夏はゲリラ豪雨や夕立など、想定外の天気に悩まされることも多い季節。ですが、飛行機雲を見れば天気が予測できることをご存知でしたか? 夏休みの自由研究のテーマにもできそうな「飛行機雲と天気の関係」について、日本気象協会の小島雅子さんに話を聞きました。
☆☆☆☆
そもそも、どのようにして飛行機雲は作られるのでしょうか? 小島さんによると「飛行機雲は、飛行機が空を飛ぶときに、エンジンから排出される水蒸気によってできます。上空の温度はとても低いため、エンジンから出る水蒸気が急速に冷やされて氷の粒になります。この氷の粒が白い雲のように見えるため、『飛行機雲』と呼ばれています」とのこと。
では「飛行機雲を見れば天気が予測できる」とは、どういうことなのでしょうか? その仕組みは空気中の水分に関係していると小島さん。「空気中の水分が多いと、飛行機雲は長く残ります。飛行機雲が何時間も空に残っているときは、天気が崩れる可能性があります。
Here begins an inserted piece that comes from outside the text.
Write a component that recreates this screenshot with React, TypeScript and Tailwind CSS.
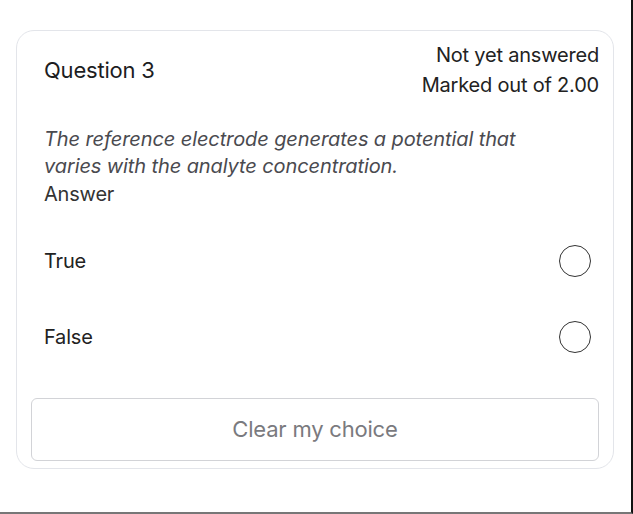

逆に、飛行機雲がすぐに消えてしまうときは空気中の水分が少なく空気が乾いているので、しばらく晴れることが多いです」と説明。
このように、飛行機雲など自然現象を見て天気を予想ることを「観天望気(かんてんぼうき)」と呼ぶのだとか。
「昔から人々の生活は天気に大きく左右されてきました。現代のように気象予報などありませんから、雲の形や動きや風の強さ・方向などで『明日は雨が降りそうだな』とか『今日は晴れそうだな』と予想していたのです。例えば『夕焼けが綺麗に見える日の翌日は晴れ』という観天望気があります。これは天気が西から東へと変化するため、西側に雲がなく晴れていれば翌日は晴れると予想できるというものです。反対に『朝焼けが綺麗に見える』と、その日は天気が崩れることが多いです。観天望気は100%当たる訳ではありませんが、昔の人たちは自然をじっくり観察することで天気を予想し生活に役立てていました」(小島さん)
こうした観天望気はことわざにも残っているそう。「ツバメが低く飛ぶと雨……ということわざは観天望気の一つです。低気圧が近づいてくると空気が湿ってきて、ツバメのエサとなる小さな虫が湿気の重みで低い位置を飛ぶようになります。その虫をツバメが捕まえるために低く飛ぶため、雨が降ると言われています」(小島さん)
自然の様子を見て天気を予想する観天望気。この夏休み、家族みんなで空を眺めてみるとおもしろいかもしれません。